A generalized strategy for designing ¹⁹F/¹H dual-frequency MRI coil for small animal imaging at 4.7 Tesla

Purpose: To propose and test a universal strategy for building ¹⁹F/¹H dual-frequency RF coil that permits multiple coil geometries. Materials and Methods: The feasibility to design ¹⁹F/¹H dual-frequency RF coil based on coupled resonator model was investigated. A series capacitive matching network enables robust impedance matching for both harmonic oscillating modes of the coupled resonator.

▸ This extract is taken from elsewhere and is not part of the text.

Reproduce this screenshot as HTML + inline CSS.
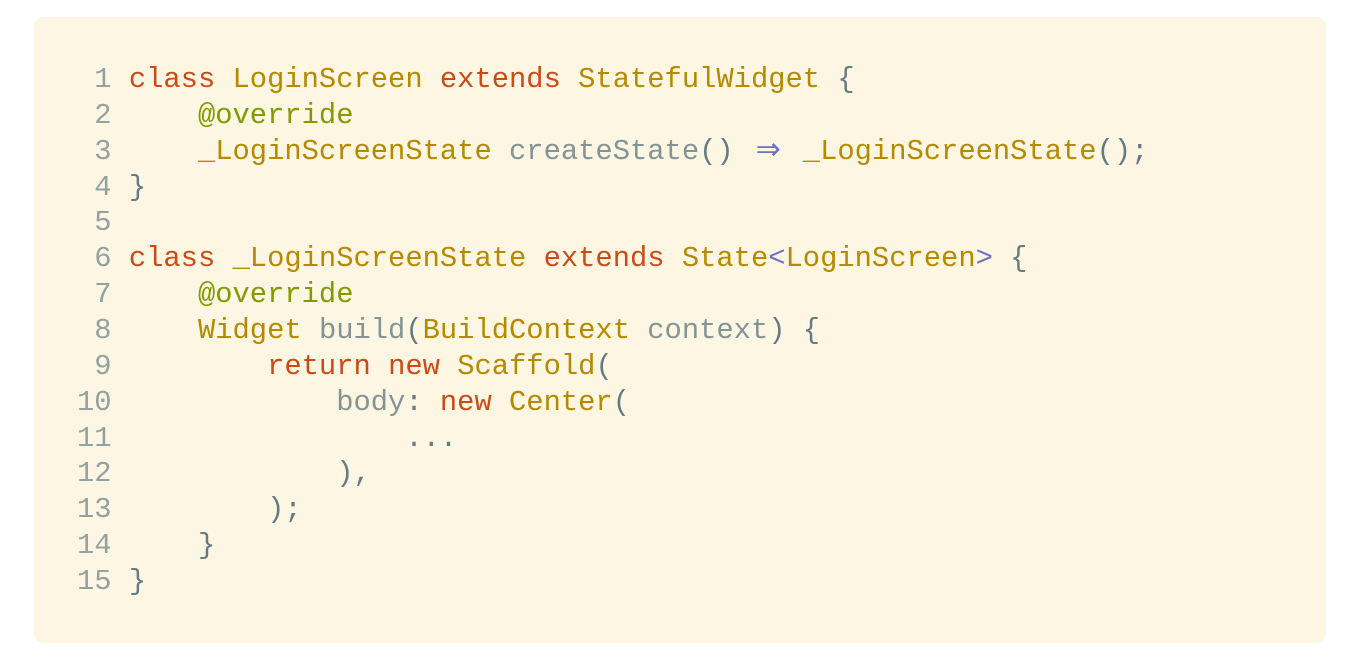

Two typical designs of ¹⁹F/¹H volume coils (birdcage and saddle) at 4.7T were implemented and evaluated with electrical bench test and in vivo ¹⁹F/¹H dual-nuclei imaging. Results: For various combinations of internal resistances of the sample coil and secondary resonator, numerical solutions for the tunable capacitors to optimize impedance matching were obtained using a root-seeking program. Identical and homogeneous B1 field distribution at ¹⁹F and ¹H frequencies were observed in bench test and phantom image. Finally, in vivo mouse imaging confirmed the sensitivity and homogeneity of the ¹⁹F/¹H dual-frequency coil design. Conclusion: A generalized strategy for designing ¹⁹F/¹H dual-frequency coils based on the coupled resonator approach was developed and validated. A unique feature of this design is that it preserves the B1 field homogeneity of the RF coil at both resonant frequencies. Thus it minimizes the susceptibility effect on image co-registration.